[Begin SOURCE EXCERPT]
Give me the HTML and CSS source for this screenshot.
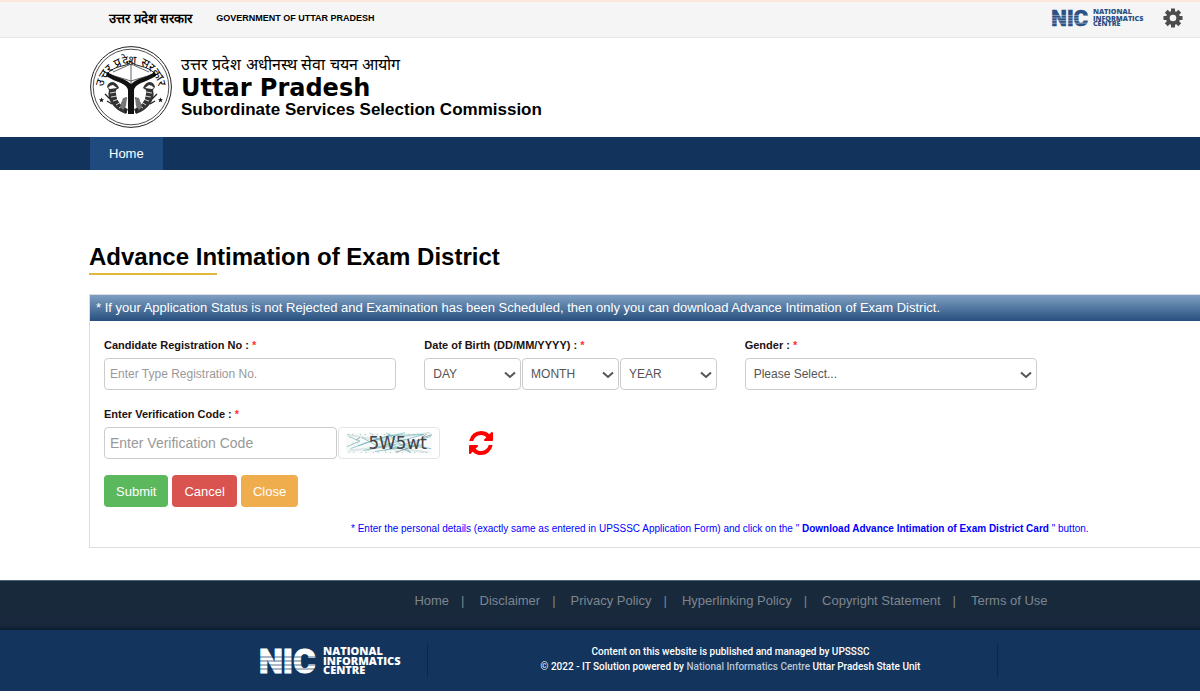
FILE: index.html
```html
<!DOCTYPE html>
<html lang="en">
<head>
<meta charset="utf-8">
<meta name="viewport" content="width=device-width, initial-scale=1">
<title>Advance Intimation of Exam District</title>
<link rel="stylesheet" href="styles.css">
</head>
<body>
<div class="topbar">
  <span class="topbar-hindi" lang="hi">उत्तर प्रदेश सरकार</span>
  <span class="topbar-gov">GOVERNMENT OF UTTAR PRADESH</span>
  <a class="topbar-nic" href="#">
    <svg class="nic nic-small" viewBox="0 0 146 30">
      <text class="nic-mark" x="-1" y="27">NIC</text>
      <path class="nic-stripes" d="M0 11H58M0 15H58M0 19H58M0 23H58"/>
      <text class="nic-name" x="63" y="9">NATIONAL</text>
      <text class="nic-name" x="63" y="19">INFORMATICS</text>
      <text class="nic-name" x="63" y="28">CENTRE</text>
    </svg>
  </a>
  <button class="gear" type="button" aria-label="Settings">
    <svg viewBox="-10 -10 20 20" width="20" height="20">
      <g fill="#4c4c4c">
        <path d="M-2 -9.500H2V9.500H-2Z"/>
        <path d="M-2 -9.500H2V9.500H-2Z" transform="rotate(45)"/>
        <path d="M-2 -9.500H2V9.500H-2Z" transform="rotate(90)"/>
        <path d="M-2 -9.500H2V9.500H-2Z" transform="rotate(135)"/>
        <circle r="7"/>
      </g>
      <circle r="3.300" fill="#f5f5f5"/>
    </svg>
  </button>
</div>

<header class="header">
  <svg class="emblem" viewBox="0 0 82 82" role="img" aria-label="Government of Uttar Pradesh emblem">
    <g fill="none" stroke="#222">
      <circle cx="41" cy="41" r="40.400" stroke-width="1"/>
      <circle cx="41" cy="41" r="37.800" stroke-width=".8"/>
      <path d="M17 28Q22 22 32 20Q38 19 41 16Q44 19 50 20Q60 22 65 28" stroke-width="1"/>
      <path d="M18 28L41 35L64 28M41 15V38M23 26L41 18L59 26" stroke-width=".7"/>
    </g>
    <circle cx="41" cy="17" r="1.800" fill="#fff" stroke="#222" stroke-width=".8"/>
    <path d="M17 26Q25 31 33 33Q38 35 41 38Q44 35 49 33Q57 31 65 26L66 30Q57 35 51 37Q44 40 44 45L44 68H38L38 45Q38 40 31 37Q24 35 16 30Z" fill="#111"/>
    <g id="fish">
      <path d="M17 41Q18 36 23 36Q27 37 29 42L26 44Q25 53 32 60Q34 62 38 63L36 68Q27 65 22 58Q17 51 19 44Z" fill="#333"/>
      <path d="M18 42Q20 39 23 39L27 42L20 43Z" fill="#fff"/>
      <path d="M20 47L26 46M21 51L27 50M23 55L29 53M26 59L31 56M29 62L34 59" stroke="#fff" stroke-width=".8"/>
      <path d="M15 48L20 53M17 55L22 58M37 52Q31 55 32 61Q35 58 36 67" fill="none" stroke="#222" stroke-width="1.300"/>
      <path d="M33 52L37 51L36 60L33 64L30 61Z" fill="#777"/>
    </g>
    <use href="#fish" transform="matrix(-1 0 0 1 82 0)"/>
    <path id="star" d="M11.500 51.500L12.200 53.300H14L12.600 54.500L13.200 56.300L11.500 55.200L9.800 56.300L10.400 54.500L9 53.300H10.800Z" fill="#111"/>
    <use href="#star" transform="matrix(-1 0 0 1 82 0)"/>
    <path id="arc" d="M13 46A28 28 0 1 1 69 46" fill="none"/>
    <text class="emblem-text" lang="hi" text-anchor="middle"><textPath href="#arc" startOffset="50%">उत्तर प्रदेश सरकार</textPath></text>
  </svg>
  <div class="titles">
    <p class="title-hindi" lang="hi">उत्तर प्रदेश अधीनस्थ सेवा चयन आयोग</p>
    <p class="title-state">Uttar Pradesh</p>
    <p class="title-sub">Subordinate Services Selection Commission</p>
  </div>
</header>

<nav class="nav"><a class="nav-link" href="#">Home</a></nav>

<main class="main">
  <h1 class="heading">Advance Intimation of Exam District</h1>
  <form class="panel">
    <p class="notice">* If your Application Status is not Rejected and Examination has been Scheduled, then only you can download Advance Intimation of Exam District.</p>
    <div class="fields">
      <div class="field">
        <label class="label" for="reg">Candidate Registration No : <span class="star">*</span></label>
        <input class="control" id="reg" type="text" placeholder="Enter Type Registration No.">
      </div>
      <div class="field">
        <label class="label" for="day">Date of Birth (DD/MM/YYYY) : <span class="star">*</span></label>
        <div class="dates">
          <div class="pick"><select class="control" id="day"><option>DAY</option></select><svg class="chevron" viewBox="0 0 12 8"><path d="M1 1.500L6 6L11 1.500"/></svg></div>
          <div class="pick"><select class="control" aria-label="Month"><option>MONTH</option></select><svg class="chevron" viewBox="0 0 12 8"><path d="M1 1.500L6 6L11 1.500"/></svg></div>
          <div class="pick"><select class="control" aria-label="Year"><option>YEAR</option></select><svg class="chevron" viewBox="0 0 12 8"><path d="M1 1.500L6 6L11 1.500"/></svg></div>
        </div>
      </div>
      <div class="field">
        <label class="label" for="gender">Gender : <span class="star">*</span></label>
        <div class="pick"><select class="control" id="gender"><option>Please Select...</option></select><svg class="chevron" viewBox="0 0 12 8"><path d="M1 1.500L6 6L11 1.500"/></svg></div>
      </div>
    </div>
    <div class="verify">
      <label class="label" for="code">Enter Verification Code : <span class="star">*</span></label>
      <div class="verify-row">
        <input class="control code" id="code" type="text" placeholder="Enter Verification Code">
        <svg class="captcha" viewBox="0 0 102 32" role="img" aria-label="Verification code">
          <path d="M5 5H97V27H5Z" fill="#f7faf9"/>
          <path d="M6 7L40 13L95 5M8 24L50 20L92 26M30 5L60 25M50 6L92 22M62 7L28 24" fill="none" stroke="#dbe6e6" stroke-width="2"/>
          <path d="M8 9L20 14L6 20M18 19L50 8L88 7L40 20L22 10M24 24L60 17L96 22M32 9L74 26L48 5M46 24L96 9M10 22L34 13L68 5M36 25L86 18" fill="none" stroke="#65aeb9" stroke-width=".7"/>
          <path d="M58 26L76 20L90 7M88 10L97 7M20 10L16 13" fill="none" stroke="#7d8c8f" stroke-width=".8"/>
          <path d="M8 26H94M7 7H94M12 16H28" stroke="#a9b8b5" stroke-width="1" stroke-dasharray="1 4 1 7"/>
          <text class="captcha-text" x="29" y="22">5W5wt</text>
        </svg>
        <button class="refresh" type="button" aria-label="Refresh code">
          <svg viewBox="0 0 1536 1536" width="24" height="24"><path fill="#f00" d="M1511 928q0 5-1 7-64 268-268 434.500t-478 166.500q-146 0-282.500-55t-243.500-157l-129 129q-19 19-45 19t-45-19-19-45v-448q0-26 19-45t45-19h448q26 0 45 19t19 45-19 45l-137 137q71 66 161 102t187 36q134 0 250-65t186-179q11-17 53-117 8-23 30-23h192q13 0 22.500 9.500t9.500 22.500zm25-800v448q0 26-19 45t-45 19h-448q-26 0-45-19t-19-45 19-45l138-138q-148-137-349-137-134 0-250 65t-186 179q-11 17-53 117-8 23-30 23h-199q-13 0-22.500-9.500t-9.500-22.500v-7q65-268 270-434.500t480-166.500q146 0 284 55.500t245 156.500l130-129q19-19 45-19t45 19 19 45z"/></svg>
        </button>
      </div>
    </div>
    <div class="actions">
      <button class="btn btn-submit" type="submit">Submit</button>
      <button class="btn btn-cancel" type="reset">Cancel</button>
      <button class="btn btn-close" type="button">Close</button>
    </div>
    <p class="hint">* Enter the personal details (exactly same as entered in UPSSSC Application Form) and click on the " <b>Download Advance Intimation of Exam District Card</b> " button.</p>
  </form>
</main>

<footer class="footer">
  <div class="footer-links">
    <a href="#">Home</a><span>|</span><a href="#">Disclaimer</a><span>|</span><a href="#">Privacy Policy</a><span>|</span><a href="#">Hyperlinking Policy</a><span>|</span><a href="#">Copyright Statement</a><span>|</span><a href="#">Terms of Use</a>
  </div>
  <div class="footer-info">
    <a class="footer-nic" href="#">
      <svg class="nic nic-large" viewBox="0 0 146 30">
        <text class="nic-mark" x="-1" y="27">NIC</text>
        <path class="nic-stripes" d="M0 11H58M0 15H58M0 19H58M0 23H58"/>
        <text class="nic-name" x="63" y="9">NATIONAL</text>
        <text class="nic-name" x="63" y="19">INFORMATICS</text>
        <text class="nic-name" x="63" y="28">CENTRE</text>
      </svg>
    </a>
    <p class="credits">Content on this website is published and managed by UPSSSC<br>© 2022 - IT Solution powered by <a href="#">National Informatics Centre</a> Uttar Pradesh State Unit</p>
  </div>
</footer>
</body>
</html>
```
FILE: styles.css
```css
* { box-sizing: border-box; }

body {
  margin: 0;
  background: #fff;
  color: #000;
  font-family: "Liberation Sans", Arial, sans-serif;
  font-size: 13px;
  overflow-x: hidden;
}

p, h1 { margin: 0; }
a { color: inherit; text-decoration: none; }
button { border: 0; padding: 0; background: none; font: inherit; cursor: pointer; }

.topbar {
  display: flex;
  align-items: center;
  height: 38px;
  padding: 0 17px 4px 109px;
  background: #f5f5f5;
  border-top: 2px solid #fbe6dc;
  border-bottom: 1px solid #e9e9e9;
}
.topbar-hindi { font-size: 13px; font-weight: bold; margin-right: 24px; }
.topbar-gov { font-size: 9px; font-weight: bold; }
.topbar-nic { display: flex; margin-left: auto; color: #2b5084; --stripe: #f5f5f5; }
.gear { display: flex; margin-left: 16px; }

.nic { fill: currentColor; overflow: visible; }
.nic-small { width: 95px; height: 20px; }
.nic-large { width: 146px; height: 30px; }
.nic-mark { font: 900 34px Roboto, sans-serif; stroke: currentColor; stroke-width: 1; }
.nic-name { font: 800 11px "Open Sans", sans-serif; }
.nic-stripes { stroke: var(--stripe); stroke-width: 1; opacity: .7; }

.header { display: flex; align-items: center; gap: 9px; height: 99px; padding: 0 0 1px 90px; }
.emblem { width: 82px; height: 82px; }
.emblem-text { font-size: 12px; font-weight: 500; }
.title-hindi { font-size: 16px; line-height: 22px; }
.title-state { font: bold 24px/24px "DejaVu Sans", sans-serif; }
.title-sub { font-size: 17px; font-weight: bold; line-height: 20px; }

.nav { display: flex; padding-left: 90px; background: #12335b; color: #fff; }
.nav-link { padding: 0 19px; background: #1f4a7d; line-height: 33px; }

.main { padding: 71px 0 32px 89px; }
.heading { position: relative; padding-bottom: 2px; font-size: 24px; line-height: 32px; }
.heading::after { content: ""; position: absolute; left: 0; bottom: 0; width: 128px; height: 2px; background: #dfb73f; }

.panel { margin-top: 19px; border: 1px solid #ddd; border-right: 0; padding-bottom: 10px; }
.notice {
  padding-left: 6px;
  line-height: 26px;
  background: linear-gradient(#7f9fc2, #27507f);
  color: #fff;
}
.fields {
  display: grid;
  grid-template-columns: repeat(3, 1fr);
  gap: 28px;
  padding: 14px 163px 0 14px;
}
.label { display: block; font-size: 11px; font-weight: bold; line-height: 20px; margin-bottom: 3px; color: #211; }
.star { color: #f33; }
.control {
  display: block;
  width: 100%;
  height: 32px;
  padding: 0 5px;
  border: 1px solid #ccc;
  border-radius: 4px;
  background: #fff;
  color: #555;
  font: inherit;
  font-size: 12px;
  appearance: none;
}
.control::placeholder { color: #999; }
.dates { display: grid; grid-template-columns: repeat(3, 1fr); gap: 1px; }
.pick { position: relative; }
.pick .control { padding: 0 8px; }
.chevron { position: absolute; right: 5px; top: 13px; width: 12px; height: 8px; fill: none; stroke: #555; stroke-width: 2; pointer-events: none; }

.verify { padding: 14px 14px 0; }
.verify-row { display: flex; align-items: center; gap: 1px; }
.code { width: 233px; font-size: 14px; }
.captcha { width: 102px; height: 32px; border: 1px solid #e4e4e4; border-radius: 4px; }
.captcha-text { font: 18px "DejaVu Sans", sans-serif; fill: #444; }
.refresh { display: flex; margin-left: 28px; }

.actions { display: flex; gap: 4px; padding: 16px 14px 0; }
.btn { height: 32px; padding: 0 12px; border-radius: 4px; color: #fff; font-size: 13px; }
.btn-submit { background: #5cb85c; }
.btn-cancel { background: #d9534f; }
.btn-close { background: #f0ad4e; }

.hint { margin-top: 14px; padding-left: 261px; font-size: 10px; line-height: 16px; color: #00f; }

.footer-links {
  display: flex;
  justify-content: center;
  height: 50px;
  padding-left: 262px;
  background: linear-gradient(#172a3b, #19283c 90%, #0d1d2f);
  border-top: 1px solid #4e6270;
  color: #7d868f;
  line-height: 40px;
}
.footer-links span { margin: 0 15px 0 12px; }
.footer-info {
  display: grid;
  grid-template-columns: 168px 570px 1fr;
  align-items: center;
  height: 61px;
  padding-left: 260px;
  background: #13345c;
  color: #fff;
}
.footer-nic { display: flex; align-items: center; height: 34px; border-right: 1px solid #0d2748; --stripe: #13345c; }
.credits { border-right: 1px solid #0d2748; height: 34px; font: 500 10px/15px Roboto, sans-serif; text-align: center; padding-left: 36px; }
.credits a { color: #b9c6d6; }
```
[End SOURCE EXCERPT]
### REQUIRED WORK
Gather each line that holds "this".

### FINISHED ANSWER
Give me the HTML and CSS source for this screenshot.
    <p class="credits">Content on this website is published and managed by UPSSSC<br>© 2022 - IT Solution powered by <a href="#">National Informatics Centre</a> Uttar Pradesh State Unit</p>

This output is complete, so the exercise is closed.